(A block of data)
---------------

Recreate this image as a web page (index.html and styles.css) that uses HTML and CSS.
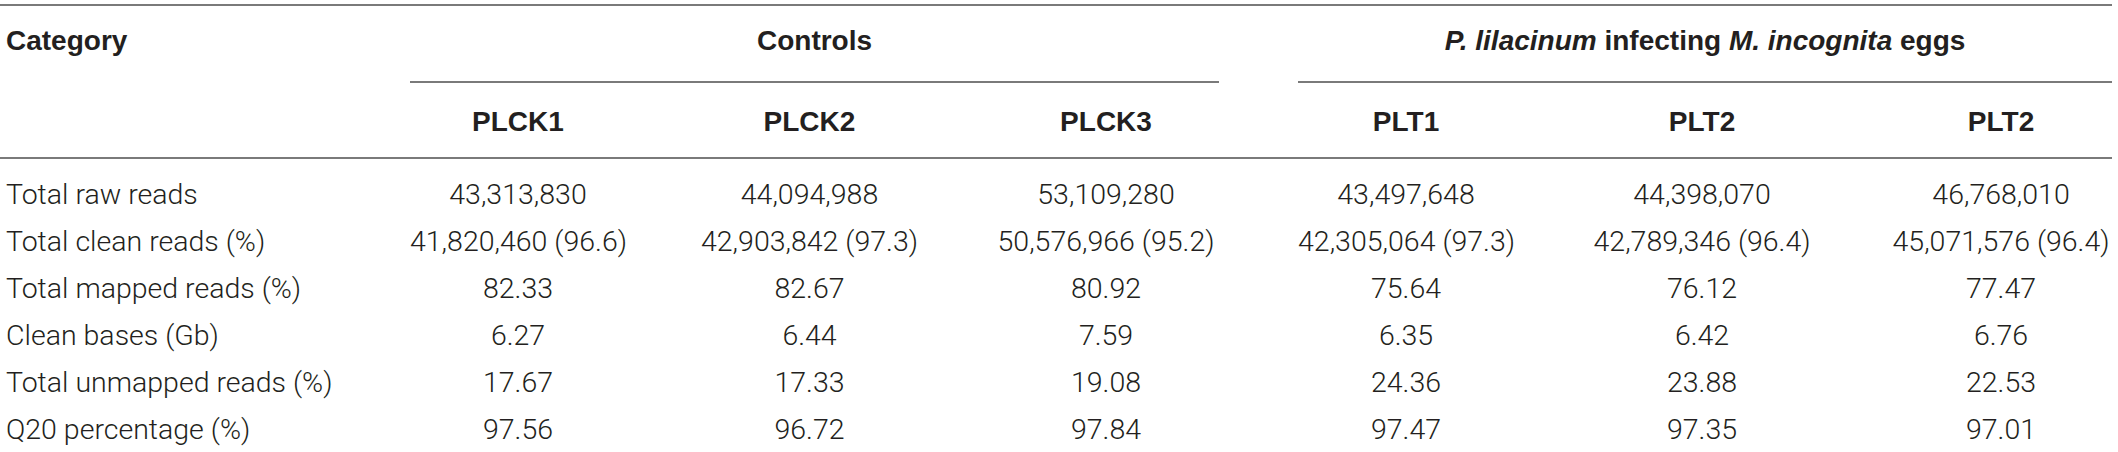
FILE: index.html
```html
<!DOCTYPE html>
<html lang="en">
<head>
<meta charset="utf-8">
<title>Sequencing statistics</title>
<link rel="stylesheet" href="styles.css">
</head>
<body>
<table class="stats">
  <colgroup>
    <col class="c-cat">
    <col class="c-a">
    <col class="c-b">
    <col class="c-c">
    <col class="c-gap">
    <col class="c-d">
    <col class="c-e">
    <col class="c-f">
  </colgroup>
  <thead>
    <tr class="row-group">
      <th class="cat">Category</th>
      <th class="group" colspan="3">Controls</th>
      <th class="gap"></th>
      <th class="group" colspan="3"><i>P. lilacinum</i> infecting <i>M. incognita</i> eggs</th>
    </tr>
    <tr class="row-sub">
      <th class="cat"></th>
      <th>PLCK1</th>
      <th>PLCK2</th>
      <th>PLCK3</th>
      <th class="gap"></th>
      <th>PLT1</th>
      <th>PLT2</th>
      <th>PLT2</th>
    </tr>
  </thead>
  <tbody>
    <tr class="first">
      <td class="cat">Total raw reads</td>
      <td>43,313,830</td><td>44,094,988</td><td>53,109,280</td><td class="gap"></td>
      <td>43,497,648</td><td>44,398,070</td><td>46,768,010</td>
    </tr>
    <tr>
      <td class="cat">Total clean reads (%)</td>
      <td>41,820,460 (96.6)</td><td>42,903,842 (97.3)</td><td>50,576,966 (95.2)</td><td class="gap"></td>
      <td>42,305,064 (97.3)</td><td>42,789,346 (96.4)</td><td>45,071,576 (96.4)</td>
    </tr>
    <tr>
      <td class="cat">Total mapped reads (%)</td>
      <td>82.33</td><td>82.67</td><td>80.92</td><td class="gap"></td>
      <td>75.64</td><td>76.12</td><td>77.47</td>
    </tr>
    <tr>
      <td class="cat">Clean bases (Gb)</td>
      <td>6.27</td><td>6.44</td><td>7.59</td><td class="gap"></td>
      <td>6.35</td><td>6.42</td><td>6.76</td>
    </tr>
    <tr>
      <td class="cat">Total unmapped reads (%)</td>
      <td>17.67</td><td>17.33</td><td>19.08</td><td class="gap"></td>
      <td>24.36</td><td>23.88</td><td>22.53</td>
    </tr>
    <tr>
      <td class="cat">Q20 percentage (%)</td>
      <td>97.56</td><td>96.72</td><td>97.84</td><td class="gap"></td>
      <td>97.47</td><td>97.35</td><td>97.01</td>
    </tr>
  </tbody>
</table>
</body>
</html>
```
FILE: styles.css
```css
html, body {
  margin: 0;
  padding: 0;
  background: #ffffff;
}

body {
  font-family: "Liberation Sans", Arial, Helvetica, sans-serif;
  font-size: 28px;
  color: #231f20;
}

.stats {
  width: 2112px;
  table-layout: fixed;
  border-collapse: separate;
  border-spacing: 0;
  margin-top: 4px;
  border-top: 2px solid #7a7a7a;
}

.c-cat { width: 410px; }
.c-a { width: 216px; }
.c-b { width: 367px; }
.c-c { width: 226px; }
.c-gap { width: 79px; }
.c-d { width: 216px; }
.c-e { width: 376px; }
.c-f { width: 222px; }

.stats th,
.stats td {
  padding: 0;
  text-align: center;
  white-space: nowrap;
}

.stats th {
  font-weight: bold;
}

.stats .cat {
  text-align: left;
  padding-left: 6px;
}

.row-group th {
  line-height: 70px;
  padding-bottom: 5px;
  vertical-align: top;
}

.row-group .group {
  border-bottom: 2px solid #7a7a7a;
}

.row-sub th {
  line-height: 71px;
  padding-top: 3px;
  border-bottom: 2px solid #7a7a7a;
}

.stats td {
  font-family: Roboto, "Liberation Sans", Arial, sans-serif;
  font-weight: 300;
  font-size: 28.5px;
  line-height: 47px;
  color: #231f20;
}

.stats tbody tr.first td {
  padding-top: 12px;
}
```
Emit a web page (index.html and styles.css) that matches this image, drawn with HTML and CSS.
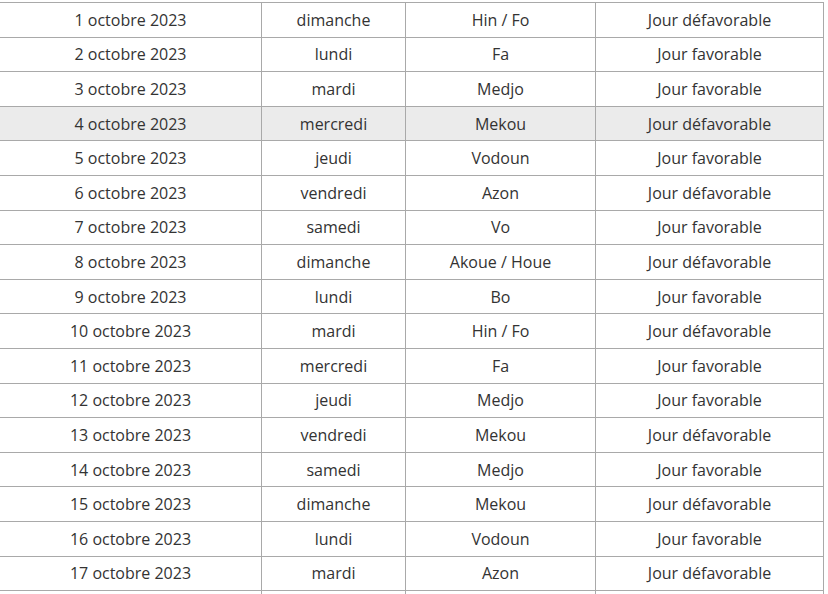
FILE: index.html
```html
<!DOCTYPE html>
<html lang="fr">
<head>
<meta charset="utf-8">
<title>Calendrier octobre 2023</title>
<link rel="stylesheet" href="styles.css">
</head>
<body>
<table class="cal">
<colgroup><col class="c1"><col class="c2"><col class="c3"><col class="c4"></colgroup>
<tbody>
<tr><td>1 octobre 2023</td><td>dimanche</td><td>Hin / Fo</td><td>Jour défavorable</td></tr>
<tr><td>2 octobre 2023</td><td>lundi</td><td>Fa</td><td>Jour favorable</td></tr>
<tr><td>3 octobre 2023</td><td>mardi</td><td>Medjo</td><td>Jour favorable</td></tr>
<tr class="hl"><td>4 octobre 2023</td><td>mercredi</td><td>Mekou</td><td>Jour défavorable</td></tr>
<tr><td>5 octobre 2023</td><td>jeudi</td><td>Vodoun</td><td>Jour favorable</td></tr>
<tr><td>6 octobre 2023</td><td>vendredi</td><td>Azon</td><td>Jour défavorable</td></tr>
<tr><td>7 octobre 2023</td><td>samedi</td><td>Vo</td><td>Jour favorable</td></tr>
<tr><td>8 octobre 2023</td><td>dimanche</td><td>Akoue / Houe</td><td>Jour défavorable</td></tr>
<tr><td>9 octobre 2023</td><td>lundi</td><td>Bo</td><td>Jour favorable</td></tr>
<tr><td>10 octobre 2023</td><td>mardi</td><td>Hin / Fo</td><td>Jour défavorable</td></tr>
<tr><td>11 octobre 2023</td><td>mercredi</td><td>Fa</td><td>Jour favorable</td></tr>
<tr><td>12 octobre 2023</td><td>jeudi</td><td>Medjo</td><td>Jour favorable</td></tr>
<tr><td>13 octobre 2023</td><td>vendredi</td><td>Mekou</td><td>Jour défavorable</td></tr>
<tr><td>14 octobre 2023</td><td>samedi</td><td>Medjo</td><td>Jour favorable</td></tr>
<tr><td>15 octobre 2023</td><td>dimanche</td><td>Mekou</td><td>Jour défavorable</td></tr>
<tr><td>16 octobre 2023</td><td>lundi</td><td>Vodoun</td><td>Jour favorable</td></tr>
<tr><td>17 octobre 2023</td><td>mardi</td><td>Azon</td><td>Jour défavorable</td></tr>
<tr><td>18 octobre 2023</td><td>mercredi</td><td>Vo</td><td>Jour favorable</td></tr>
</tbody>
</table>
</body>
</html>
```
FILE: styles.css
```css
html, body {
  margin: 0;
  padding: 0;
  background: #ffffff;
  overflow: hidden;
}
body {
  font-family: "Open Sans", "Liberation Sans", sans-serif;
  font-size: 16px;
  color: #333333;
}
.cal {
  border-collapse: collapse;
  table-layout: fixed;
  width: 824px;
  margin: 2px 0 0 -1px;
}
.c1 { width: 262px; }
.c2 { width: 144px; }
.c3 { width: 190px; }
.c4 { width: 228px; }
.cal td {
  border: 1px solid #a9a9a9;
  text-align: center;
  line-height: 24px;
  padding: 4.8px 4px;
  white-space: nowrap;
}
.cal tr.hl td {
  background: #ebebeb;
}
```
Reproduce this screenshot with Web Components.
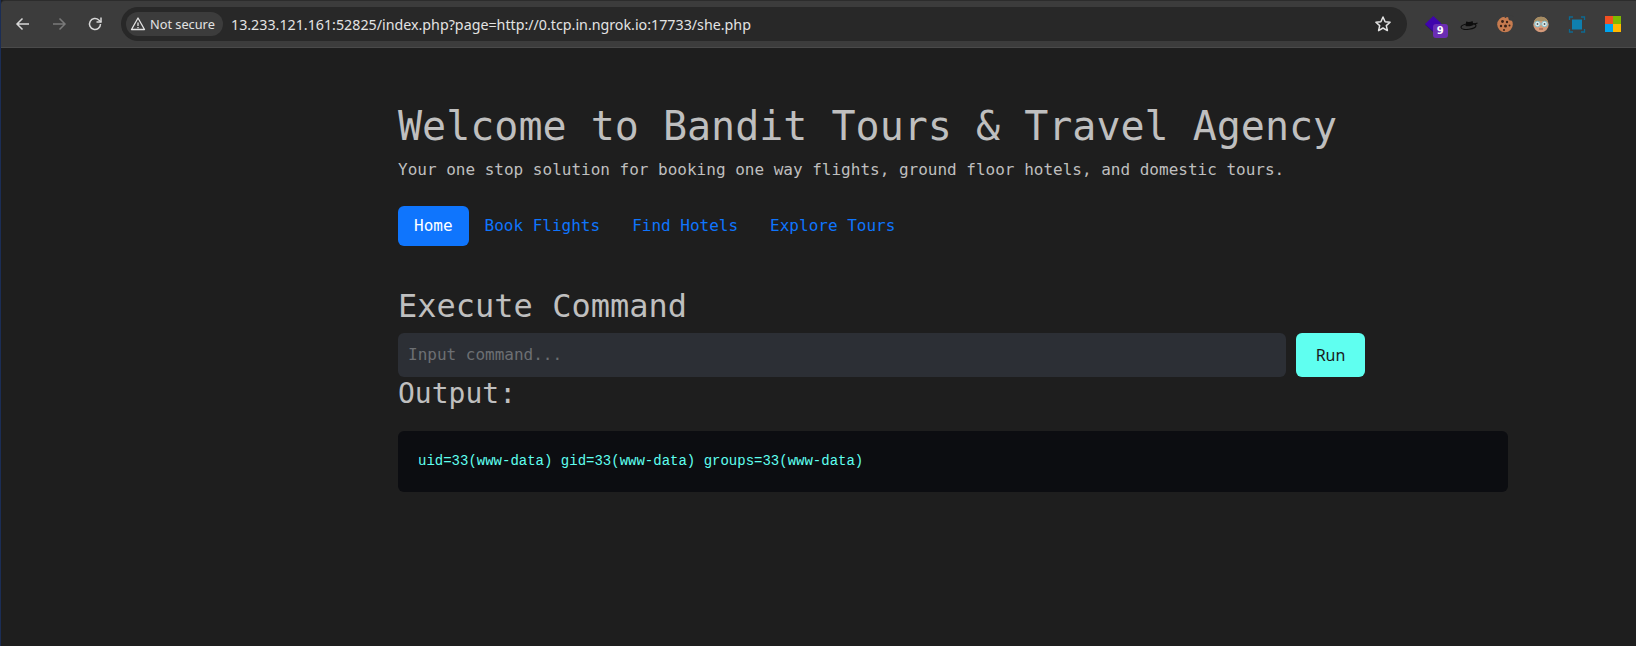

---------------

### [Task brief]
The entries above are to be returned exactly, without their pictures.

### [The completed task]
Recreate this image as a web page (index.html and styles.css) that uses HTML and CSS.
FILE: index.html
```html
<!DOCTYPE html>
<html lang="en">
<head>
<meta charset="utf-8">
<title>Sequencing statistics</title>
<link rel="stylesheet" href="styles.css">
</head>
<body>
<table class="stats">
  <colgroup>
    <col class="c-cat">
    <col class="c-a">
    <col class="c-b">
    <col class="c-c">
    <col class="c-gap">
    <col class="c-d">
    <col class="c-e">
    <col class="c-f">
  </colgroup>
  <thead>
    <tr class="row-group">
      <th class="cat">Category</th>
      <th class="group" colspan="3">Controls</th>
      <th class="gap"></th>
      <th class="group" colspan="3"><i>P. lilacinum</i> infecting <i>M. incognita</i> eggs</th>
    </tr>
    <tr class="row-sub">
      <th class="cat"></th>
      <th>PLCK1</th>
      <th>PLCK2</th>
      <th>PLCK3</th>
      <th class="gap"></th>
      <th>PLT1</th>
      <th>PLT2</th>
      <th>PLT2</th>
    </tr>
  </thead>
  <tbody>
    <tr class="first">
      <td class="cat">Total raw reads</td>
      <td>43,313,830</td><td>44,094,988</td><td>53,109,280</td><td class="gap"></td>
      <td>43,497,648</td><td>44,398,070</td><td>46,768,010</td>
    </tr>
    <tr>
      <td class="cat">Total clean reads (%)</td>
      <td>41,820,460 (96.6)</td><td>42,903,842 (97.3)</td><td>50,576,966 (95.2)</td><td class="gap"></td>
      <td>42,305,064 (97.3)</td><td>42,789,346 (96.4)</td><td>45,071,576 (96.4)</td>
    </tr>
    <tr>
      <td class="cat">Total mapped reads (%)</td>
      <td>82.33</td><td>82.67</td><td>80.92</td><td class="gap"></td>
      <td>75.64</td><td>76.12</td><td>77.47</td>
    </tr>
    <tr>
      <td class="cat">Clean bases (Gb)</td>
      <td>6.27</td><td>6.44</td><td>7.59</td><td class="gap"></td>
      <td>6.35</td><td>6.42</td><td>6.76</td>
    </tr>
    <tr>
      <td class="cat">Total unmapped reads (%)</td>
      <td>17.67</td><td>17.33</td><td>19.08</td><td class="gap"></td>
      <td>24.36</td><td>23.88</td><td>22.53</td>
    </tr>
    <tr>
      <td class="cat">Q20 percentage (%)</td>
      <td>97.56</td><td>96.72</td><td>97.84</td><td class="gap"></td>
      <td>97.47</td><td>97.35</td><td>97.01</td>
    </tr>
  </tbody>
</table>
</body>
</html>
```
FILE: styles.css
```css
html, body {
  margin: 0;
  padding: 0;
  background: #ffffff;
}

body {
  font-family: "Liberation Sans", Arial, Helvetica, sans-serif;
  font-size: 28px;
  color: #231f20;
}

.stats {
  width: 2112px;
  table-layout: fixed;
  border-collapse: separate;
  border-spacing: 0;
  margin-top: 4px;
  border-top: 2px solid #7a7a7a;
}

.c-cat { width: 410px; }
.c-a { width: 216px; }
.c-b { width: 367px; }
.c-c { width: 226px; }
.c-gap { width: 79px; }
.c-d { width: 216px; }
.c-e { width: 376px; }
.c-f { width: 222px; }

.stats th,
.stats td {
  padding: 0;
  text-align: center;
  white-space: nowrap;
}

.stats th {
  font-weight: bold;
}

.stats .cat {
  text-align: left;
  padding-left: 6px;
}

.row-group th {
  line-height: 70px;
  padding-bottom: 5px;
  vertical-align: top;
}

.row-group .group {
  border-bottom: 2px solid #7a7a7a;
}

.row-sub th {
  line-height: 71px;
  padding-top: 3px;
  border-bottom: 2px solid #7a7a7a;
}

.stats td {
  font-family: Roboto, "Liberation Sans", Arial, sans-serif;
  font-weight: 300;
  font-size: 28.5px;
  line-height: 47px;
  color: #231f20;
}

.stats tbody tr.first td {
  padding-top: 12px;
}
```
Emit a web page (index.html and styles.css) that matches this image, drawn with HTML and CSS.
FILE: index.html
```html
<!DOCTYPE html>
<html lang="fr">
<head>
<meta charset="utf-8">
<title>Calendrier octobre 2023</title>
<link rel="stylesheet" href="styles.css">
</head>
<body>
<table class="cal">
<colgroup><col class="c1"><col class="c2"><col class="c3"><col class="c4"></colgroup>
<tbody>
<tr><td>1 octobre 2023</td><td>dimanche</td><td>Hin / Fo</td><td>Jour défavorable</td></tr>
<tr><td>2 octobre 2023</td><td>lundi</td><td>Fa</td><td>Jour favorable</td></tr>
<tr><td>3 octobre 2023</td><td>mardi</td><td>Medjo</td><td>Jour favorable</td></tr>
<tr class="hl"><td>4 octobre 2023</td><td>mercredi</td><td>Mekou</td><td>Jour défavorable</td></tr>
<tr><td>5 octobre 2023</td><td>jeudi</td><td>Vodoun</td><td>Jour favorable</td></tr>
<tr><td>6 octobre 2023</td><td>vendredi</td><td>Azon</td><td>Jour défavorable</td></tr>
<tr><td>7 octobre 2023</td><td>samedi</td><td>Vo</td><td>Jour favorable</td></tr>
<tr><td>8 octobre 2023</td><td>dimanche</td><td>Akoue / Houe</td><td>Jour défavorable</td></tr>
<tr><td>9 octobre 2023</td><td>lundi</td><td>Bo</td><td>Jour favorable</td></tr>
<tr><td>10 octobre 2023</td><td>mardi</td><td>Hin / Fo</td><td>Jour défavorable</td></tr>
<tr><td>11 octobre 2023</td><td>mercredi</td><td>Fa</td><td>Jour favorable</td></tr>
<tr><td>12 octobre 2023</td><td>jeudi</td><td>Medjo</td><td>Jour favorable</td></tr>
<tr><td>13 octobre 2023</td><td>vendredi</td><td>Mekou</td><td>Jour défavorable</td></tr>
<tr><td>14 octobre 2023</td><td>samedi</td><td>Medjo</td><td>Jour favorable</td></tr>
<tr><td>15 octobre 2023</td><td>dimanche</td><td>Mekou</td><td>Jour défavorable</td></tr>
<tr><td>16 octobre 2023</td><td>lundi</td><td>Vodoun</td><td>Jour favorable</td></tr>
<tr><td>17 octobre 2023</td><td>mardi</td><td>Azon</td><td>Jour défavorable</td></tr>
<tr><td>18 octobre 2023</td><td>mercredi</td><td>Vo</td><td>Jour favorable</td></tr>
</tbody>
</table>
</body>
</html>
```
FILE: styles.css
```css
html, body {
  margin: 0;
  padding: 0;
  background: #ffffff;
  overflow: hidden;
}
body {
  font-family: "Open Sans", "Liberation Sans", sans-serif;
  font-size: 16px;
  color: #333333;
}
.cal {
  border-collapse: collapse;
  table-layout: fixed;
  width: 824px;
  margin: 2px 0 0 -1px;
}
.c1 { width: 262px; }
.c2 { width: 144px; }
.c3 { width: 190px; }
.c4 { width: 228px; }
.cal td {
  border: 1px solid #a9a9a9;
  text-align: center;
  line-height: 24px;
  padding: 4.8px 4px;
  white-space: nowrap;
}
.cal tr.hl td {
  background: #ebebeb;
}
```
Reproduce this screenshot with Web Components.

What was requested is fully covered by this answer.